Punks gegen Putin Proteste in Kanada. Unterstützer:innen der russischen Punkband „Pussy Riot“ bei einer Demonstration vor dem russischen Konsulat in Toronto. (Foto von AP Photo/The Canadian Press, Michelle Siu) (© picture-alliance/AP, Foto von AP Photo/The Canadian Press, Michelle Siu)

Nach den vorläufigen Daten der russischen Volkszählung des Jahres 2022 leben derzeit 147 Millionen Menschen im Land. Die Migrationslage in Russland ist geprägt durch ein negatives demografisches Szenario in Verbindung mit einer erhöhten Sterblichkeit der Bevölkerung, der Abwanderung russischer Staatsbürger:innen und der Auswanderung der Arbeitsmigrant:innen sowie einer neuen Welle humanitärer Migrant:innen aus der Ukraine, deren Zahl und rechtlicher Status bisher nur schwer vollständig abzuschätzen ist.

Demografische Prognosen

Vor einigen Jahren hat die russische Statistikbehörde Rosstat drei demografische Szenarien für die Entwicklung des Landes bis 2035 vorgelegt: ein negatives, ein konservatives und ein optimistisches. 2019 hat die Behörde diese Szenarien aktualisiert (Externer Link: https://rosstat.gov.ru/folder/12781). Diese Szenarien berücksichtigen Geburts-, Sterbe- und Migrationstrends in Russland. Das optimistische Szenario, das von positiven Veränderungen im Bereich der Migration ausgeht, würde aufgrund eines Anstiegs der Geburtenrate und der Lebenserwartung dafür sorgen, dass die russische Bevölkerung bis 2035 auf 150,1 Millionen Menschen wächst. In der konservativen Variante der Prognose würde die Bevölkerung der Russischen Föderation im Jahr 2035 143 Millionen Menschen betragen.

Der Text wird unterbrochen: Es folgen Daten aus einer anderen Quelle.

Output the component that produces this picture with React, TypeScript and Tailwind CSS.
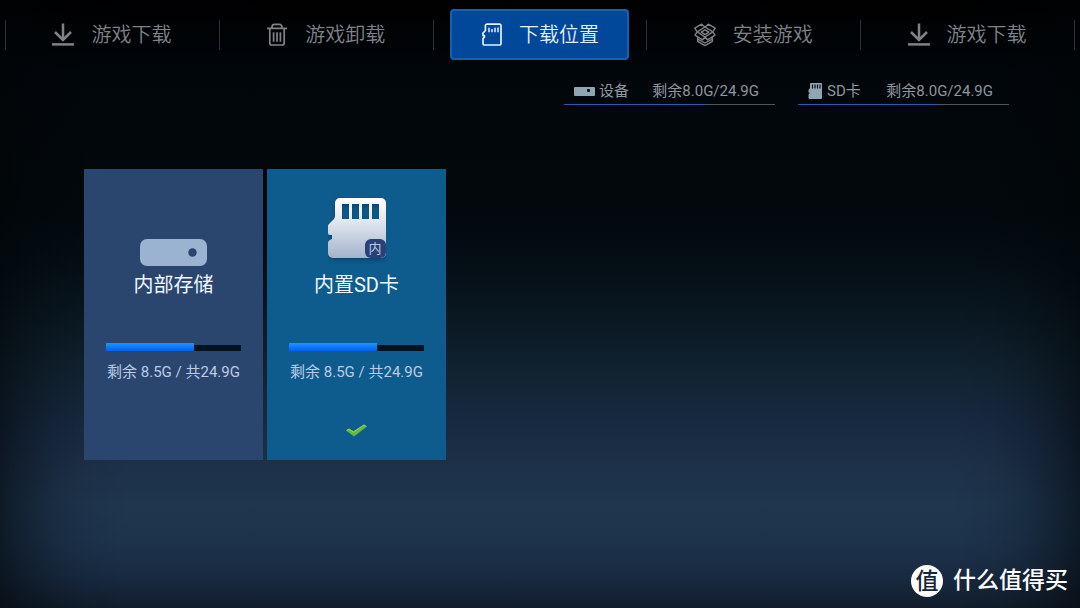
import { FC, ReactNode, useState } from 'react';

interface TabItem
{
    id: string;
    label: string;
    icon: ReactNode;
}

interface StorageItem
{
    id: string;
    name: string;
    usage: string;
    percent: number;
    icon: ReactNode;
}

const DownloadIcon: FC<{}> = () => (
    <svg className="w-6 h-6" viewBox="0 0 24 24" fill="none" stroke="currentColor" strokeWidth="2.5" aria-hidden="true">
        <path d="M12 .5v16.500M4 9l8 8 8-8" />
        <path d="M1 21.400h22" />
    </svg>
);

const TrashIcon: FC<{}> = () => (
    <svg className="w-6 h-6" viewBox="0 0 24 24" fill="none" stroke="currentColor" strokeWidth="1.7" aria-hidden="true">
        <path d="M2 5.400h20M7 5.200V4a2.600 2.600 0 0 1 2.600-2.600h4.800A2.600 2.600 0 0 1 17 4v1.200" />
        <path d="M4.800 5.600v14.400a2 2 0 0 0 2 2h10.400a2 2 0 0 0 2-2V5.600" />
        <path d="M8.600 9.200v9.600M12 9.200v9.600M15.400 9.200v9.600" />
    </svg>
);

const CardIcon: FC<{}> = () => (
    <svg className="w-6 h-6" viewBox="0 0 24 24" fill="none" stroke="currentColor" strokeWidth="1.7" strokeLinejoin="round" aria-hidden="true">
        <path d="M8 1.200h12.600a1.400 1.400 0 0 1 1.400 1.400v18a1.400 1.400 0 0 1-1.400 1.400H5.400a1.400 1.400 0 0 1-1.400-1.400v-5l1.400-1.400v-1.600H4V10l2.400-2.400V2.800A1.600 1.600 0 0 1 8 1.200z" />
        <path d="M10 4.800v4.400M13 6v3.200M16 4.800v4.400M19 4.400v4.800" strokeWidth="1.500" />
    </svg>
);

const BoxIcon: FC<{}> = () => (
    <svg className="w-6 h-6" viewBox="0 0 24 24" fill="none" stroke="currentColor" strokeWidth="1.400" strokeLinejoin="round" aria-hidden="true">
        <path d="M12 4 8.600 1.200 1.800 5.200l2.400 3.600L2 12.200l2.600 1.600v4.600L12 22.600l7.400-4.200v-4.600l2.600-1.600-2.200-3.400 2.400-3.600-6.800-4L12 4z" />
        <path d="M12 4 4.200 8.800M12 4l7.800 4.800M4.200 8.800 12 14l7.800-5.200" />
        <path d="M12 6.800 8.200 9.200 12 11.600l3.800-2.400L12 6.800z" />
        <path d="M4.600 13.800 9.600 16.800 12 14l2.400 2.800 5-3" />
        <path d="M4.600 16.200 12 20l7.400-3.800" />
    </svg>
);

const DeviceSmallIcon: FC<{}> = () => (
    <svg className="w-[21px] h-[9px]" viewBox="0 0 21 9" aria-hidden="true">
        <rect width="21" height="9" rx="1" fill="#8fa6b2" />
        <rect x="13" y="2" width="3" height="3" rx="1" fill="#05101a" />
    </svg>
);

const CardSmallIcon: FC<{}> = () => (
    <svg className="w-[15px] h-4" viewBox="0 0 15 16" aria-hidden="true">
        <path d="M3 0h10a1 1 0 0 1 1 1v14a1 1 0 0 1-1 1H1.500a1 1 0 0 1-1-1v-3.500l1-1V9.500h-1V7L2 5V1a1 1 0 0 1 1-1z" fill="#8fa6b2" />
        <path d="M4.500 1.500v4M7 1.500v4M9.500 1.500v4M12 1.500v4" stroke="#05101a" strokeWidth="1.200" />
    </svg>
);

const DeviceIcon: FC<{}> = () => (
    <svg className="w-[67px] h-[27px]" viewBox="0 0 67 27" aria-hidden="true">
        <rect width="67" height="27" rx="7" fill="#9bb2d1" />
        <circle cx="52.500" cy="13.500" r="4.200" fill="#2a466f" />
    </svg>
);

const InnerCardIcon: FC<{}> = () => (
    <div className="relative">
        <svg className="w-[58px] h-[69px]" viewBox="0 0 58 69" aria-hidden="true">
            <defs>
                <linearGradient id="cardBody" x1="0" y1="0" x2="0" y2="1">
                    <stop offset="0" stopColor="#ffffff" />
                    <stop offset="0.400" stopColor="#dfe6ee" />
                    <stop offset="1" stopColor="#a3b3cb" />
                </linearGradient>
                <filter id="cardShadow" x="-20%" y="-20%" width="140%" height="140%">
                    <feDropShadow dx="0" dy="2" stdDeviation="2" floodColor="#052b4d" floodOpacity="0.500" />
                </filter>
            </defs>
            <path filter="url(#cardShadow)" fill="url(#cardBody)" fillRule="evenodd" d="M12 1h41a5 5 0 0 1 5 5v50a5 5 0 0 1-5 5H5a5 5 0 0 1-5-5V46q0-2 2-3l2-1v-4H2q-2 0-2-2V29q0-1 1-2l5-5q1-1 1-3V6a5 5 0 0 1 5-5zM14 7v15h7V7zM24 7v15h7V7zM34 7v15h7V7zM44 7v15h7V7z" />
        </svg>
        <span className="absolute right-0 bottom-2 flex items-center justify-center w-[21px] h-[19px] rounded-md bg-[#2b4176] text-[13px] leading-none text-[#b9c8e6]">内</span>
    </div>
);

const CheckIcon: FC<{}> = () => (
    <svg className="w-[21px] h-[13px]" viewBox="0 0 21 13" aria-hidden="true">
        <path d="M0 6.400 3 4.400l4.500 2.800L18 .400l3 2L8 12.600z" fill="#62bb38" />
        <path d="M.600 6.400 3 5l4.500 3L18 1l2.200 1.300" fill="none" stroke="#a0d973" strokeWidth="0.800" />
    </svg>
);

const tabs: TabItem[] = [
    { id: 'download', label: '游戏下载', icon: <DownloadIcon /> },
    { id: 'uninstall', label: '游戏卸载', icon: <TrashIcon /> },
    { id: 'location', label: '下载位置', icon: <CardIcon /> },
    { id: 'install', label: '安装游戏', icon: <BoxIcon /> },
    { id: 'download-2', label: '游戏下载', icon: <DownloadIcon /> }
];

const statuses: StorageItem[] = [
    { id: 'device', name: '设备', usage: '剩余8.0G/24.9G', percent: 67, icon: <DeviceSmallIcon /> },
    { id: 'sd', name: 'SD卡', usage: '剩余8.0G/24.9G', percent: 67, icon: <CardSmallIcon /> }
];

const locations: StorageItem[] = [
    { id: 'internal', name: '内部存储', usage: '剩余 8.5G / 共24.9G', percent: 65, icon: <DeviceIcon /> },
    { id: 'inner-sd', name: '内置SD卡', usage: '剩余 8.5G / 共24.9G', percent: 65, icon: <InnerCardIcon /> }
];

const Separator: FC<{}> = () => <span className="w-px h-[30px] shrink-0 bg-[#2c3038]" />;

const TabBarView: FC<{}> = () =>
{
    const [ activeTab, setActiveTab ] = useState('location');

    return (
        <nav className="flex items-center px-[5px] pt-[9px]">
            <Separator />
            { tabs.map(tab => (
                <div key={ tab.id } className="flex flex-1 items-center">
                    <div className="flex flex-1 justify-center">
                        <button
                            type="button"
                            className={ `flex items-center justify-center gap-4 w-[179px] h-[51px] pr-[2px] rounded border-2 text-xl font-[350] cursor-pointer ${ activeTab === tab.id ? 'border-[#1660b0] bg-[#01489a] text-[#e4f0ff]' : 'border-transparent text-[#7f8289]' }` }
                            onClick={ () => setActiveTab(tab.id) }
                        >
                            { tab.icon }
                            <span>{ tab.label }</span>
                        </button>
                    </div>
                    <Separator />
                </div>
            )) }
        </nav>
    );
};

const StatusBarView: FC<{}> = () => (
    <div className="flex justify-end gap-[23px] pt-[18px] pr-[71px]">
        { statuses.map(item => (
            <div key={ item.id } className="w-[211px] text-[15px] leading-[26px] text-[#8d979f]">
                <div className="flex items-center justify-between pl-[10px] pr-4">
                    <span className="flex items-center gap-1">
                        { item.icon }
                        { item.name }
                    </span>
                    <span>{ item.usage }</span>
                </div>
                <div className="h-px bg-[#50545c]">
                    <div className="h-full bg-[#2459b4]" style={ { width: `${ item.percent }%` } } />
                </div>
            </div>
        )) }
    </div>
);

const LocationListView: FC<{}> = () =>
{
    const [ selectedId, setSelectedId ] = useState('inner-sd');

    return (
        <main className="flex gap-1 px-[84px] pt-16">
            { locations.map(item => (
                <button
                    key={ item.id }
                    type="button"
                    className={ `flex flex-col items-center w-[179px] pb-[23px] cursor-pointer ${ selectedId === item.id ? 'bg-[#0e5c8d]' : 'bg-[#2a466f]' }` }
                    onClick={ () => setSelectedId(item.id) }
                >
                    <span className="flex items-end h-[97px]">{ item.icon }</span>
                    <span className="mt-[5px] text-xl leading-7 text-[#f0f6ff]">{ item.name }</span>
                    <span className="flex items-end w-[135px] h-2 mt-11">
                        <span className="h-2 bg-linear-to-b from-[#1f93ff] to-[#0560f0]" style={ { width: `${ item.percent }%` } } />
                        <span className="flex-1 h-[6px] bg-[#03131f]" />
                    </span>
                    <span className="mt-[11px] text-[15px] leading-5 text-[#bccbe2]">{ item.usage }</span>
                    { (selectedId === item.id) && <span className="flex mt-[42px]"><CheckIcon /></span> }
                </button>
            )) }
        </main>
    );
};

const BrandView: FC<{}> = () => (
    <footer className="flex items-center justify-end gap-[10px] mt-auto pr-3 pb-[11px] text-white">
        <span className="flex items-center justify-center w-8 h-8 rounded-full bg-white text-[23px] leading-none font-medium text-[#16263a]">值</span>
        <span className="text-[23px] leading-8 font-medium">什么值得买</span>
    </footer>
);

export default function App()
{
    return (
        <div className="flex flex-col min-h-screen overflow-hidden font-['Roboto','Noto_Sans_CJK_SC',sans-serif] bg-[linear-gradient(to_bottom,#000_0%,#01060a_12%,#02080c_35%,#050f16_44%,#0a1923_53%,#122432_62%,#182a42_70%,#1d3149_77%,#1f364e_83%,#1d334c_89%,#182a40_95%,#111d2b_100%)]">
            <div className="flex flex-col flex-1 bg-[linear-gradient(to_right,rgba(0,4,6,0.55)_0%,rgba(0,4,6,0.38)_2%,rgba(0,4,6,0.18)_5%,rgba(0,4,6,0.06)_8%,transparent_12%,transparent_88%,rgba(0,4,6,0.06)_92%,rgba(0,4,6,0.18)_95%,rgba(0,4,6,0.38)_98%,rgba(0,4,6,0.55)_100%)]">
                <TabBarView />
                <StatusBarView />
                <LocationListView />
                <BrandView />
            </div>
        </div>
    );
}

Die pessimistische Prognose von 134,3 Millionen Menschen wurde mit der Annahme berechnet, dass die Lebenserwartung in Russland bis 2035 steigt, die Geburtenrate und die Zahl der Migranten jedoch sinken würden. Die Berechnungen der demografischen Szenarien der Vereinten Nationen waren hingegen schon immer pessimistischer: Dies mag daran liegen, dass diese die Krim-Bevölkerung nicht einbeziehen oder einen Zeithorizont bis 2100 anlegen (Externer Link: https://population.un.org/wpp2019/Download/Standard/Population/). Im konservativen Szenario sagen die VN einen weiteren Rückgang der Bevölkerung bis auf 135,8 Millionen im Jahr 2050 und auf 126,1 Millionen im Jahr 2100 voraus.

Der Krieg in der Ukraine verstärkt einerseits den Bevölkerungsschwund in Russland durch die zunehmende Auswanderung von Russ:innen und die Abwanderung von Arbeitsmigrant:innen. Dieser Negativtrend kann aber zumindest teilweise durch den Zuzug ukrainischer Bürger:innen aus den Gebieten der selbsterklärten "Volksrepubliken" Luhansk und Donezk (LVR und DVR) ausgeglichen werden.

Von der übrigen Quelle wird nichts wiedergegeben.